In this connection it is interesting to note that, while the ambulatory or regenting system continued, a surprising number of the students took their degrees. It was then the personal interest of the regents to see that as many as possible of their charges proceeded to laureation, for each graduand paid his regent a guinea. After the method was changed in 1727, and there were no more guineas to be earned by the professors in this way, the number of students proceeding to graduation strangely decreased.
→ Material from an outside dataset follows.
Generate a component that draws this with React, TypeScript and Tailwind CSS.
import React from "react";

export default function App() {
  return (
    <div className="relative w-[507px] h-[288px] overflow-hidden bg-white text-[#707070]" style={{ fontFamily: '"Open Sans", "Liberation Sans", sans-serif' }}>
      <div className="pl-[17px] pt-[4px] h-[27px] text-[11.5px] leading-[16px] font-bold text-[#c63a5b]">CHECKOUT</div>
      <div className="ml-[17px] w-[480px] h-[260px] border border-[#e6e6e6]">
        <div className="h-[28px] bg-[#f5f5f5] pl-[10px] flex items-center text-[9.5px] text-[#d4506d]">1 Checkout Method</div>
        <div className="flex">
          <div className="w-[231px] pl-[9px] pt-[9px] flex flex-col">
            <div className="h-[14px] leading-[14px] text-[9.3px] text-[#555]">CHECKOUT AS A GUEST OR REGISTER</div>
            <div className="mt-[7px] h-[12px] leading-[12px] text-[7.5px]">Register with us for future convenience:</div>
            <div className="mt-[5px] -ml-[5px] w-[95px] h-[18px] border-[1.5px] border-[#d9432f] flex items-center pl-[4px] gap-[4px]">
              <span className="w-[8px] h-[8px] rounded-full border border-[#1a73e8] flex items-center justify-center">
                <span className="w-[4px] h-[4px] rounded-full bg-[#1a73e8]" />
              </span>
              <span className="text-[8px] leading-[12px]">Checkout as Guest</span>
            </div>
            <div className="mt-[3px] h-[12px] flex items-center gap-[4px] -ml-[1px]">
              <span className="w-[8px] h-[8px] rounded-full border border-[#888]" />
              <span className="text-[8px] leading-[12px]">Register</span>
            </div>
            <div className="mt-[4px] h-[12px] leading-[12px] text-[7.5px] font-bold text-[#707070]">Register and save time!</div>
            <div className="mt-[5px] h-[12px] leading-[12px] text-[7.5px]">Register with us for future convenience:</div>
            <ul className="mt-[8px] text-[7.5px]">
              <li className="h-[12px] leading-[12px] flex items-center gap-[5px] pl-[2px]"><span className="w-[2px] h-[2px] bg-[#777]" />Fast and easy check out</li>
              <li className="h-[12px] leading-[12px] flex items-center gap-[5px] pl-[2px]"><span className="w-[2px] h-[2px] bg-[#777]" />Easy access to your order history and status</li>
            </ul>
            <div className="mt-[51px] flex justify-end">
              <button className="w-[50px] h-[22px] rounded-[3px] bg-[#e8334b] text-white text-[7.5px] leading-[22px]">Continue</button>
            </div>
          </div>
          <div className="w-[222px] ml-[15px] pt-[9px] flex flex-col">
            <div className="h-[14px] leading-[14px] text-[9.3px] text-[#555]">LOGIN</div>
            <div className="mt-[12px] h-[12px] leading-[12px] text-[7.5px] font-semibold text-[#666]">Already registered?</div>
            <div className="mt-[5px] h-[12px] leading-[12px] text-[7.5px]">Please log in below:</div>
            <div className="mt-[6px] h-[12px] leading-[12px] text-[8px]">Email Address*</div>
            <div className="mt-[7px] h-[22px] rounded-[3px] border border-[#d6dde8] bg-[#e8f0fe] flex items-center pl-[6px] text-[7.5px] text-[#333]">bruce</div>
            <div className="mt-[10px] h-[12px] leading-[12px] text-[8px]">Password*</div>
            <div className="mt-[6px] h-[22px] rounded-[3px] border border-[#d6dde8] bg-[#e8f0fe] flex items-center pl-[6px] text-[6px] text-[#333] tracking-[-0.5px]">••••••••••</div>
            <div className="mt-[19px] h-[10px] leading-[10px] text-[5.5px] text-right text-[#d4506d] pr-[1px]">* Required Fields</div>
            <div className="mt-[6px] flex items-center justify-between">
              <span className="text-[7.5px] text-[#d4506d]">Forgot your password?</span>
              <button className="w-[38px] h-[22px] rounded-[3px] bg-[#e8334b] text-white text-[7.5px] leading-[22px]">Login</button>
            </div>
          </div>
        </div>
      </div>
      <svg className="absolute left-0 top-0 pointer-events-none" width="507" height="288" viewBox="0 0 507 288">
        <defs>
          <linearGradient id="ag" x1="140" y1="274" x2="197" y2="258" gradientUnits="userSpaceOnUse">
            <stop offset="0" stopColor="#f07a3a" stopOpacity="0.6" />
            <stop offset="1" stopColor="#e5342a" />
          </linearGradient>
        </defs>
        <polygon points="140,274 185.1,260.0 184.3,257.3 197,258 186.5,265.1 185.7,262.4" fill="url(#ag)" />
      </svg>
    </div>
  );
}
The mental calibre of some of these professors may be judged from the fact that as late as 1733—six years after the last witch-burning had taken place at Dornoch, and within three years of the final abolition of the Act against witches—\V. Forbes, professor of Law in Glasgow University, still, in his lectures and his Institutes of Scots Law, dealt seriously with evidence regarding this devilish craft.
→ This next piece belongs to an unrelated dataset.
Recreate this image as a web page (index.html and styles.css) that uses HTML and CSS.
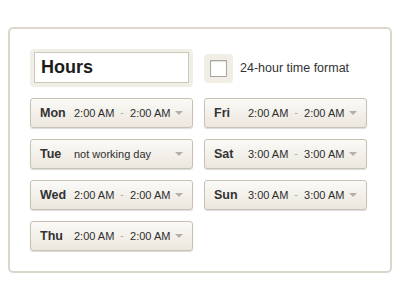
FILE: index.html
```html
<!DOCTYPE html>
<html lang="en">
<head>
  <meta charset="UTF-8">
  <meta name="viewport" content="width=device-width, initial-scale=1.0">
  <link rel="stylesheet" href="styles.css">
</head>
<body>

<div class="card">
  <div class="grid">
    <div class="title-frame">
      <div class="title-box">Hours</div>
    </div>
    <div class="format">
      <div class="check-frame"><span class="check"></span></div>
      <span class="format-label">24-hour time format</span>
    </div>

    <div class="day"><span class="day-name">Mon</span><span class="time">2:00 AM</span><span class="dash">-</span><span class="time">2:00 AM</span><span class="arrow"></span></div>
    <div class="day"><span class="day-name">Fri</span><span class="time">2:00 AM</span><span class="dash">-</span><span class="time">2:00 AM</span><span class="arrow"></span></div>

    <div class="day"><span class="day-name">Tue</span><span class="time">not working day</span><span class="arrow"></span></div>
    <div class="day"><span class="day-name">Sat</span><span class="time">3:00 AM</span><span class="dash">-</span><span class="time">3:00 AM</span><span class="arrow"></span></div>

    <div class="day"><span class="day-name">Wed</span><span class="time">2:00 AM</span><span class="dash">-</span><span class="time">2:00 AM</span><span class="arrow"></span></div>
    <div class="day"><span class="day-name">Sun</span><span class="time">3:00 AM</span><span class="dash">-</span><span class="time">3:00 AM</span><span class="arrow"></span></div>

    <div class="day"><span class="day-name">Thu</span><span class="time">2:00 AM</span><span class="dash">-</span><span class="time">2:00 AM</span><span class="arrow"></span></div>
  </div>
</div>

</body>
</html>
```

FILE: styles.css
```css
body {
  margin: 0;
  padding: 27px 8px 0 8px;
  background: #fff;
  font-family: 'Liberation Sans', Arial, sans-serif;
  color: #2e2e2e;
}

.card {
  width: 384px;
  height: 246px;
  box-sizing: border-box;
  border: 2px solid #dbd7cc;
  border-radius: 5px;
  padding: 20px;
}

.grid {
  display: grid;
  grid-template-columns: 163px 163px;
  grid-template-rows: 38px repeat(4, 30px);
  gap: 11px;
}

.title-frame {
  background-color: #f1eee6;
  border-radius: 4px;
  padding: 3px 4px 4px 4px;
}

.title-box {
  height: 100%;
  box-sizing: border-box;
  background-color: #fff;
  border: 1px solid #cdc8bc;
  padding-left: 6px;
  font-size: 18px;
  font-weight: bold;
  color: #1c1c1c;
  display: flex;
  align-items: center;
}

.format {
  display: flex;
  align-items: center;
}

.check-frame {
  width: 29px;
  height: 29px;
  box-sizing: border-box;
  padding: 6px;
  background-color: #f1eee6;
  border-radius: 4px;
  margin-right: 7px;
}

.check {
  display: block;
  width: 17px;
  height: 17px;
  box-sizing: border-box;
  background-color: #fff;
  border: 1px solid #a9a6a0;
  box-shadow: inset 0 1px 1px rgba(0, 0, 0, 0.12);
}

.format-label {
  font-size: 12.5px;
  color: #333;
}

.day {
  display: flex;
  align-items: center;
  box-sizing: border-box;
  height: 30px;
  padding: 0 9px;
  border: 1px solid #c8c2b4;
  border-radius: 3px;
  background: linear-gradient(to bottom, #fbfaf7, #ece7de);
  box-shadow: 0 1px 1px rgba(0, 0, 0, 0.14);
  font-size: 11px;
  color: #2e2e2e;
}

.day-name {
  width: 34px;
  flex-shrink: 0;
  font-size: 12.5px;
  font-weight: bold;
  color: #333;
}

.dash {
  color: #aaa;
  margin: 0 6px;
  position: relative;
  top: -1px;
}

.arrow {
  margin-left: auto;
  width: 0;
  height: 0;
  border-left: 4px solid transparent;
  border-right: 4px solid transparent;
  border-top: 4px solid #b3b0aa;
}
```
By the beginning of the second quarter of the century a new stirring of intellectual life began to be felt in Scotland. In the field of poetry, William Hamilton of Gilbertfield, near Glasgow, was producing his modern version of Blind Harry's Wallace, and writing songs in a new natural vein, like "Willie was a wanton wag"; while in Edinburgh Allan Ramsay was reprinting ancient songs, and composing his own fine pastoral, The Gentle Shepherd. On the part of the universities Glasgow led the way with the vigorous departure of Professor Francis Hutcheson from the old dry-as-dust methods and doctrines, and the throwing of new life and interest into moral philosophy. Hutcheson's lectures were delivered in English, and, in the words of his biographer, Professor Scott, "constituted a revolution in academic teaching." He threw aside the old text-books and outworn formulas, and illumined his subject with his own vigorous ideas. Professor Robert Simson at the same time was publishing his Elements of Euclid and producing his treatise on Conic Sections. The example was followed presently at the Universities of Edinburgh, St. Andrews, and Aberdeen. In place of the old regents who struggled with indifferent success to teach everything, professors were appointed who were specialists each in his appointed subject, and Scotland began to rebuild a reputation for literature, learning, and enlightenment, which was to attract the attention of all the world in the brilliant period of Adam Smith and David Hume. Thus the University of the West, which, before the Reformation, had sown the first seeds of thought in the mind of that perfervid iconoclast, John Knox, and was probably the seat of learning which suffered most from the working of his doctrines, was the first to recover from the effects of these, and to show the budding and bourgeoning of new life after the period of aridity. If the second half of the century was notable for a disgraceful amount of quarrelling among principals and professors, it was also remarkable for the long array of brilliant and famous men who received their mental equipment and had their characters developed and their ambitions kindled in the classrooms and quadrangles of that old College in the High Street of Glasgow.